● **TASK TO COMPLETE**: Scan the listing that follows and report how many lines contain "styles". Write the number alone.

● **DATA SHOWN**:
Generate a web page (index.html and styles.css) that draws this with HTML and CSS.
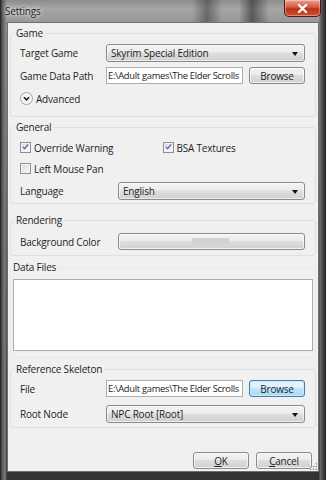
FILE: index.html
```html
<!DOCTYPE html>
<html lang="en">
<head>
  <meta charset="UTF-8">
  <title>Settings</title>
  <link rel="stylesheet" href="styles.css">
</head>
<body>
  <div class="window">
    <div class="titlebar">
      <span class="title">Settings</span>
      <button class="close" title="Close">
        <svg width="11" height="9" viewBox="0 0 11 9"><path d="M2 1 L9 8 M9 1 L2 8" stroke="#fff" stroke-width="2.2" stroke-linecap="square"/></svg>
      </button>
    </div>

    <div class="client">
      <div class="group game">
        <span class="caption">Game</span>
        <div class="row">
          <span class="lbl">Target Game</span>
          <div class="combo">Skyrim Special Edition<span class="arrow"></span></div>
        </div>
        <div class="row">
          <span class="lbl">Game Data Path</span>
          <div class="edit"><span>E:\Adult games\The Elder Scrolls</span></div>
          <button class="btn">Browse</button>
        </div>
        <div class="row adv">
          <svg width="13" height="13" viewBox="0 0 13 13"><circle cx="6.5" cy="6.5" r="6" fill="#f6f6f6" stroke="#a3a3a3"/><path d="M3.9 5.3 L6.5 7.9 L9.1 5.3" fill="none" stroke="#1a1a1a" stroke-width="1.5"/></svg>
          <span>Advanced</span>
        </div>
      </div>

      <div class="group general">
        <span class="caption">General</span>
        <div class="row checks">
          <label class="check"><span class="box on"></span>Override Warning</label>
          <label class="check"><span class="box on"></span>BSA Textures</label>
        </div>
        <div class="row checks">
          <label class="check"><span class="box"></span>Left Mouse Pan</label>
        </div>
        <div class="row">
          <span class="lbl wide">Language</span>
          <div class="combo">English<span class="arrow"></span></div>
        </div>
      </div>

      <div class="group rendering">
        <span class="caption">Rendering</span>
        <div class="row">
          <span class="lbl wide">Background Color</span>
          <button class="btn color"><span class="swatch"></span></button>
        </div>
      </div>

      <div class="group files">
        <span class="caption">Data Files</span>
        <div class="list"></div>
      </div>

      <div class="group skeleton">
        <span class="caption">Reference Skeleton</span>
        <div class="row tall">
          <span class="lbl">File</span>
          <div class="edit"><span>E:\Adult games\The Elder Scrolls</span></div>
          <button class="btn focus">Browse</button>
        </div>
        <div class="row tall">
          <span class="lbl">Root Node</span>
          <div class="combo">NPC Root [Root]<span class="arrow"></span></div>
        </div>
      </div>

      <div class="actions">
        <button class="btn action"><u>O</u>K</button>
        <button class="btn action"><u>C</u>ancel</button>
      </div>
      <span class="grip"></span>
    </div>
  </div>
</body>
</html>
```

FILE: styles.css
```css
html, body {
  margin: 0;
  width: 326px;
  height: 480px;
  overflow: hidden;
  background: #2a2a2a;
}
body {
  font-family: "Open Sans", "Noto Sans", sans-serif;
  font-size: 10px;
  letter-spacing: -0.2px;
  color: #1e1e1e;
}
.window {
  width: 326px;
  height: 480px;
  box-sizing: border-box;
  padding: 0 7px 8px 7px;
  display: flex;
  flex-direction: column;
  background:
    linear-gradient(90deg, #1a1a1a 0, #555 2px, #7c7c7c 5px, transparent 7px, transparent 319px, #6a6a6a 320px, #222 326px),
    linear-gradient(180deg, #8c8c8c 0, #a6a6a6 9px, #979797 22px, #4f4f4f 55%, #333 100%);
}
.titlebar {
  height: 22px;
  flex-shrink: 0;
  position: relative;
  display: flex;
  align-items: center;
  background:
    linear-gradient(90deg, transparent 0, transparent 185px, rgba(50,50,50,0.5) 200px, transparent 215px, transparent 232px, rgba(30,30,30,0.55) 245px, transparent 262px);
}
.title {
  margin: 0 0 1px -2px;
  font-size: 10px;
  color: #1a1a1a;
  text-shadow: 0 0 6px rgba(255,255,255,0.9), 0 0 3px rgba(255,255,255,0.8);
}
.close {
  position: absolute;
  top: 0;
  right: -2px;
  width: 37px;
  height: 17px;
  padding: 0;
  border: 1px solid #4e1a12;
  border-top: none;
  border-radius: 0 0 5px 5px;
  background: linear-gradient(180deg, #e9a38f 0, #d4583c 45%, #b9321a 55%, #d44e2d 100%);
  box-shadow: inset 0 0 0 1px rgba(255,255,255,0.35);
  display: flex;
  align-items: center;
  justify-content: center;
}
.client {
  flex: 1;
  position: relative;
  background: #f0f0f0;
  border: 1px solid #6c7076;
  padding: 10px 2px 0 2px;
  display: flex;
  flex-direction: column;
}
.group {
  position: relative;
  flex-shrink: 0;
  border: 1px solid #dcdfe3;
  border-radius: 3px;
  padding: 7px 10px 6px 9px;
  display: flex;
  flex-direction: column;
}
.caption {
  position: absolute;
  top: -8px;
  left: 3px;
  padding: 0 2px;
  background: #f0f0f0;
  line-height: 14px;
}
.general { margin-top: 10px; padding-top: 9px; padding-bottom: 1px; }
.rendering { margin-top: 16px; padding-top: 9px; padding-bottom: 2px; }
.files {
  margin-top: 11px;
  padding: 11px 2px 6px 2px;
  border-color: #e6e8ea;
}
.files .caption { left: 0; }
.skeleton { margin-top: 11px; padding-top: 6px; padding-bottom: 1px; }
.row {
  display: flex;
  align-items: center;
  height: 23px;
  flex-shrink: 0;
}
.row.tall { height: 25px; }
.lbl {
  width: 86px;
  flex-shrink: 0;
  white-space: nowrap;
}
.lbl.wide { width: 98px; }
.combo {
  flex: 1;
  height: 18px;
  box-sizing: border-box;
  border: 1px solid #8a8a8a;
  border-radius: 3px;
  background: linear-gradient(180deg, #f3f3f3 0, #ececec 45%, #dedede 50%, #d0d0d0 100%);
  box-shadow: inset 0 0 0 1px rgba(255,255,255,0.6);
  padding: 0 4px;
  display: flex;
  align-items: center;
  position: relative;
}
.arrow {
  position: absolute;
  right: 6px;
  top: 7px;
  border-left: 3.5px solid transparent;
  border-right: 3.5px solid transparent;
  border-top: 4px solid #111;
}
.edit {
  width: 137px;
  height: 17px;
  box-sizing: border-box;
  border: 1px solid #abadb3;
  background: #fff;
  padding: 0 1px;
  display: flex;
  align-items: center;
  white-space: nowrap;
  overflow: hidden;
  flex-shrink: 0;
  font-size: 9.4px;
  letter-spacing: -0.3px;
}
.btn {
  font: inherit;
  letter-spacing: inherit;
  color: #1e1e1e;
  height: 17px;
  box-sizing: border-box;
  padding: 0;
  border: 1px solid #8a8a8a;
  border-radius: 3px;
  background: linear-gradient(180deg, #f3f3f3 0, #ececec 45%, #dedede 50%, #d0d0d0 100%);
  box-shadow: inset 0 0 0 1px rgba(255,255,255,0.7);
}
.row .btn {
  width: 56px;
  margin-left: auto;
}
.btn.focus {
  border-color: #3c7fb1;
  box-shadow: inset 0 0 0 1px #cfe8f7;
  background: linear-gradient(180deg, #eaf6fd 0, #d9f0fc 45%, #bee6fd 50%, #a7d9f5 100%);
}
.adv { gap: 3px; }
.checks { height: 21px; }
.check {
  display: flex;
  align-items: center;
  gap: 3px;
  width: 146px;
}
.box {
  width: 9px;
  height: 9px;
  border: 1px solid #8e8f8f;
  background: linear-gradient(135deg, #d8d8d8, #fbfbfb);
  box-shadow: inset 0 0 0 1px #f2f2f2;
  position: relative;
}
.box.on::after {
  content: "";
  position: absolute;
  left: 3px;
  top: 0;
  width: 2px;
  height: 5px;
  border-right: 1.5px solid #3a4f9a;
  border-bottom: 1.5px solid #3a4f9a;
  transform: rotate(40deg);
}
.btn.color {
  flex: 1;
  width: auto;
  display: flex;
  justify-content: center;
  align-items: flex-start;
  padding-top: 4px;
}
.swatch {
  display: block;
  width: 37px;
  height: 7px;
  background: #d2d2d2;
  margin-left: -3px;
}
.list {
  height: 72px;
  box-sizing: border-box;
  border: 1px solid #abadb3;
  background: #fff;
}
.actions {
  margin-top: auto;
  display: flex;
  justify-content: flex-end;
  gap: 7px;
  padding: 0 4px 2px 0;
}
.btn.action {
  width: 56px;
  height: 17px;
}
.grip {
  position: absolute;
  right: 1px;
  bottom: 1px;
  width: 8px;
  height: 8px;
  background: radial-gradient(circle, #a0a0a0 45%, transparent 50%) 0 0 / 3px 3px;
  clip-path: polygon(100% 0, 100% 100%, 0 100%);
}
```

● **THE REPLY**: 3